1. Income inequality isn't important.
1a. What's really important is equality of opportunity.
1b. What's really important is consumption inequality.
1c. What's really important is the level of consumption enjoyed by the poor.
1d. There's no good measurement of "fairness" when it comes to income.
2. Inequality is mismeasured.
2a. Prices paid by the poor are mismeasured.
2b. Government benefits to the poor are not included in inequality statistics.
3. Consumption inequality has decreased, not increased.
4. Increases in income inequality were unavoidable.
4a. Inequality increased because of globalization.
4b. Inequality increased because of technology.
4c. Inequality increased because of low-skilled immigration.
5. America's inequality hasn't increased as much as that of other rich countries.
6. Attempts to reduce inequality by redistribution will lower GDP.
7. Inequality is a good thing.
7a. Inequality is a result of economic freedom.
7b. Inequality is a result of an entrepreneurial culture.
(The article goes on to talk about taxes, how the rich pay more than their fair share, how the rich are "job creators" and taxing them will hurt the poor, and how what we really need to do is fix the K-12 education system.)
It seems to me that Hagopian and Ohanian have flung a bunch of spaghetti at the wall to see what sticks. Anyone looking for a reason to oppose redistributive taxation will probably find something to like within this multitude. Indeed, I myself agree with about half of these points (if you're interested, I basically agree with 1a, 1b, 1c, 2b, and 4a).
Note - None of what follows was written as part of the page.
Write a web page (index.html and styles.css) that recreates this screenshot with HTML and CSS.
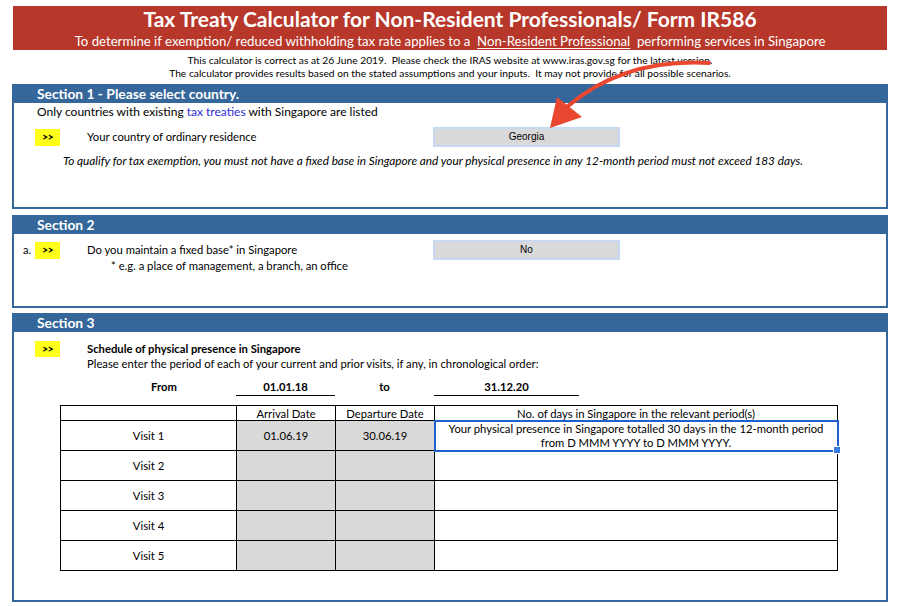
FILE: index.html
```html
<!DOCTYPE html>
<html lang="en">
<head>
<meta charset="utf-8">
<title>Tax Treaty Calculator</title>
<link rel="stylesheet" href="styles.css">
</head>
<body>
<div class="page">
  <header class="banner">
    <h1 class="title">Tax Treaty Calculator for Non-Resident Professionals/ Form IR586</h1>
    <p class="subtitle">To determine if exemption/ reduced withholding tax rate applies to a&nbsp; <u>Non-Resident Professional</u>&nbsp; performing services in Singapore</p>
  </header>

  <div class="notice">
    <p>This calculator is correct as at 26 June 2019.&nbsp; Please check the IRAS website at www.iras.gov.sg for the latest version.</p>
    <p>The calculator provides results based on the stated assumptions and your inputs.&nbsp; It may not provide for all possible scenarios.</p>
  </div>

  <section class="section s1">
    <div class="sec-head">Section 1 - Please select country.</div>
    <div class="sec-body body1">
      <p class="lead">Only countries with existing <span class="link">tax treaties</span> with Singapore are listed</p>
      <div class="q-row r1">
        <span class="qnum"></span>
        <span class="mark">&gt;&gt;</span>
        <span class="q-text">Your country of ordinary residence</span>
        <div class="select">Georgia</div>
      </div>
      <p class="note">To qualify for tax exemption, you must not have a fixed base in Singapore and your physical presence in any 12-month period must not exceed 183 days.</p>
    </div>
  </section>

  <section class="section s2">
    <div class="sec-head">Section 2</div>
    <div class="sec-body body2">
      <div class="q-row r2">
        <span class="qnum">a.</span>
        <span class="mark">&gt;&gt;</span>
        <span class="q-text">Do you maintain a fixed base* in Singapore</span>
        <div class="select">No</div>
      </div>
      <p class="footnote">* e.g. a place of management, a branch, an office</p>
    </div>
  </section>

  <section class="section s3">
    <div class="sec-head">Section 3</div>
    <div class="sec-body body3">
      <div class="q-row r3">
        <span class="qnum"></span>
        <span class="mark">&gt;&gt;</span>
        <span class="q-text bold">Schedule of physical presence in Singapore</span>
      </div>
      <p class="instr">Please enter the period of each of your current and prior visits, if any, in chronological order:</p>
      <div class="period">
        <span class="p-from">From</span>
        <span class="p-date">01.01.18</span>
        <span class="p-to">to</span>
        <span class="p-date p-end">31.12.20</span>
      </div>
      <table class="visits">
        <colgroup>
          <col class="c1"><col class="c2"><col class="c3"><col class="c4">
        </colgroup>
        <thead>
          <tr class="hrow"><th></th><th>Arrival Date</th><th>Departure Date</th><th>No. of days in Singapore in the relevant period(s)</th></tr>
        </thead>
        <tbody>
          <tr><td>Visit 1</td><td class="input">01.06.19</td><td class="input">30.06.19</td><td class="result selected">Your physical presence in Singapore totalled 30 days in the 12-month period<br>from D MMM YYYY to D MMM YYYY.</td></tr>
          <tr><td>Visit 2</td><td class="input"></td><td class="input"></td><td class="result"></td></tr>
          <tr><td>Visit 3</td><td class="input"></td><td class="input"></td><td class="result"></td></tr>
          <tr><td>Visit 4</td><td class="input"></td><td class="input"></td><td class="result"></td></tr>
          <tr><td>Visit 5</td><td class="input"></td><td class="input"></td><td class="result"></td></tr>
        </tbody>
      </table>
    </div>
  </section>

  <svg class="arrow" width="906" height="606" viewBox="0 0 906 606" aria-hidden="true">
    <path d="M709 63 Q 625 58 568 106" fill="none" stroke="#e9472f" stroke-width="4" stroke-linecap="round"/>
    <polygon points="557,97 582,117 550,128" fill="#e9472f"/>
  </svg>
</div>
</body>
</html>
```

FILE: styles.css
```css
* { box-sizing: border-box; }

body {
  margin: 0;
  background: #ffffff;
  color: #000000;
  font-family: Lato, "Open Sans", sans-serif;
}

p { margin: 0; }

.page {
  position: relative;
  width: 906px;
  height: 606px;
  overflow: hidden;
}

/* Banner */
.banner {
  margin: 6px 19px 0 13px;
  height: 44px;
  background: #b7372a;
  color: #ffffff;
  text-align: center;
  padding-top: 1px;
}

.title {
  margin: 0;
  font-size: 21px;
  line-height: 24px;
  font-weight: 700;
}

.subtitle {
  margin-top: 2px;
  font-size: 13.2px;
  line-height: 16px;
}

.subtitle u { text-underline-offset: 2px; }

/* Notice */
.notice {
  margin: 0 19px 0 13px;
  padding-top: 4px;
  height: 34px;
  text-align: center;
  font-size: 10.25px;
  line-height: 13px;
}

/* Sections */
.section {
  margin-left: 12px;
  width: 876px;
  border: 2px solid #35679a;
  background: #ffffff;
}

.s2 { margin-top: 6px; }
.s3 { margin-top: 5px; }

.sec-head {
  height: 17px;
  background: #35679a;
  color: #ffffff;
  font-weight: 700;
  font-size: 13.8px;
  line-height: 16px;
  padding-left: 23px;
}

.sec-body {
  font-size: 11.25px;
  line-height: 14px;
}

.body1 { height: 104px; padding-top: 1px; }
.body2 { height: 72px; padding-top: 6px; }
.body3 { height: 268px; padding-top: 8px; }

.lead {
  padding-left: 23px;
  font-size: 12px;
  line-height: 16px;
}

.link { color: #2b2bd6; }

/* Question rows */
.q-row {
  display: grid;
  grid-template-columns: 12px 25px 373px 187px;
  align-items: center;
  padding-left: 9px;
  height: 20px;
}

.q-row .q-text { margin-left: 27px; white-space: nowrap; }

.r1 { margin-top: 7px; }
.r3 { height: 17px; }

.qnum { font-size: 11px; }

.mark {
  display: block;
  height: 17px;
  background: #ffff1a;
  font-size: 10.5px;
  font-weight: 700;
  line-height: 17px;
  text-align: center;
  letter-spacing: -0.5px;
}

.r3 .mark { height: 16px; line-height: 16px; }

.bold { font-weight: 700; }

.select {
  height: 20px;
  border: 2px solid #c6d9f0;
  background: #d9d9d9;
  text-align: center;
  font-family: "Liberation Sans", Arial, sans-serif;
  font-size: 10px;
  line-height: 16px;
}

.note {
  margin-top: 7px;
  padding-left: 49px;
  font-style: italic;
  font-size: 11.8px;
  white-space: nowrap;
}

.footnote {
  margin-top: -1px;
  padding-left: 97px;
}

.instr {
  padding-left: 73px;
}

/* Period row */
.period {
  display: grid;
  grid-template-columns: 176px 99px 99px 145px;
  margin: 9px 0 0 46px;
  font-weight: 700;
  text-align: center;
  line-height: 14px;
}

.p-from { padding-left: 32px; }

.p-date {
  border-bottom: 1px solid #000000;
  padding-bottom: 1px;
}

/* Visits table */
.visits {
  margin: 9px 0 0 46px;
  border-collapse: collapse;
  table-layout: fixed;
  width: 777px;
  font-size: 11.25px;
  line-height: 14px;
}

.c1 { width: 176px; }
.c2 { width: 99px; }
.c3 { width: 99px; }
.c4 { width: 403px; }

.visits th,
.visits td {
  border: 1px solid #000000;
  padding: 0;
  text-align: center;
  font-weight: 400;
}

.hrow th { height: 15px; line-height: 13px; }

.visits td { height: 30px; }

.visits td.input { background: #d9d9d9; }

.visits td.selected {
  position: relative;
  outline: 2px solid #1f5fcf;
  outline-offset: -1px;
  vertical-align: top;
  padding-top: 1px;
}

.visits td.selected::after {
  content: "";
  position: absolute;
  right: -4px;
  bottom: -4px;
  width: 6px;
  height: 6px;
  background: #3b7be0;
  border: 1px solid #ffffff;
}

/* Annotation arrow overlay */
.arrow {
  position: absolute;
  left: 0;
  top: 0;
  pointer-events: none;
}
```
But that doesn't make the article a coherent argument. Think about these questions:
* If inequality has been mismeasured and/or has gone down, why do we need to say it's irrelevant and/or a good thing?
* If inequality has been mismeasured and/or has gone down, why do we need to explain why it was inevitable that apparent inequality went up?
* If inequality is irrelevant and/or a good thing, why do we need to argue that its rise was unavoidable?
There's no thesis here, other than the idea that "income redistribution is bad." I think this reduces the credibility of the authors. Hagopian and Ohanian clearly started from a policy conclusion ("income redistribution is bad") and went in search of reasons why this might be true, then went in search of data that supported those reasons. That's exactly the reverse of how I think scientists ought to do things. First you look at the data, then you make sense of it, and then you decide which policy makes the best sense. The fact that Hagopian and Ohanian seem to have done the reverse of this makes me think "Oh, here are another couple of guys who want lower taxes on the rich, and will grab hold of any theory or statistic that seems like it supports lower taxes on the rich."
So even though, for me, some of the arguments were convincing - i.e., some of the spaghetti landed in my mouth, and the rest on my shirt - the scattershot nature of the argumentation makes me less likely to buy into the overall policy conclusion. I don't think this is how economic policy advice should be done.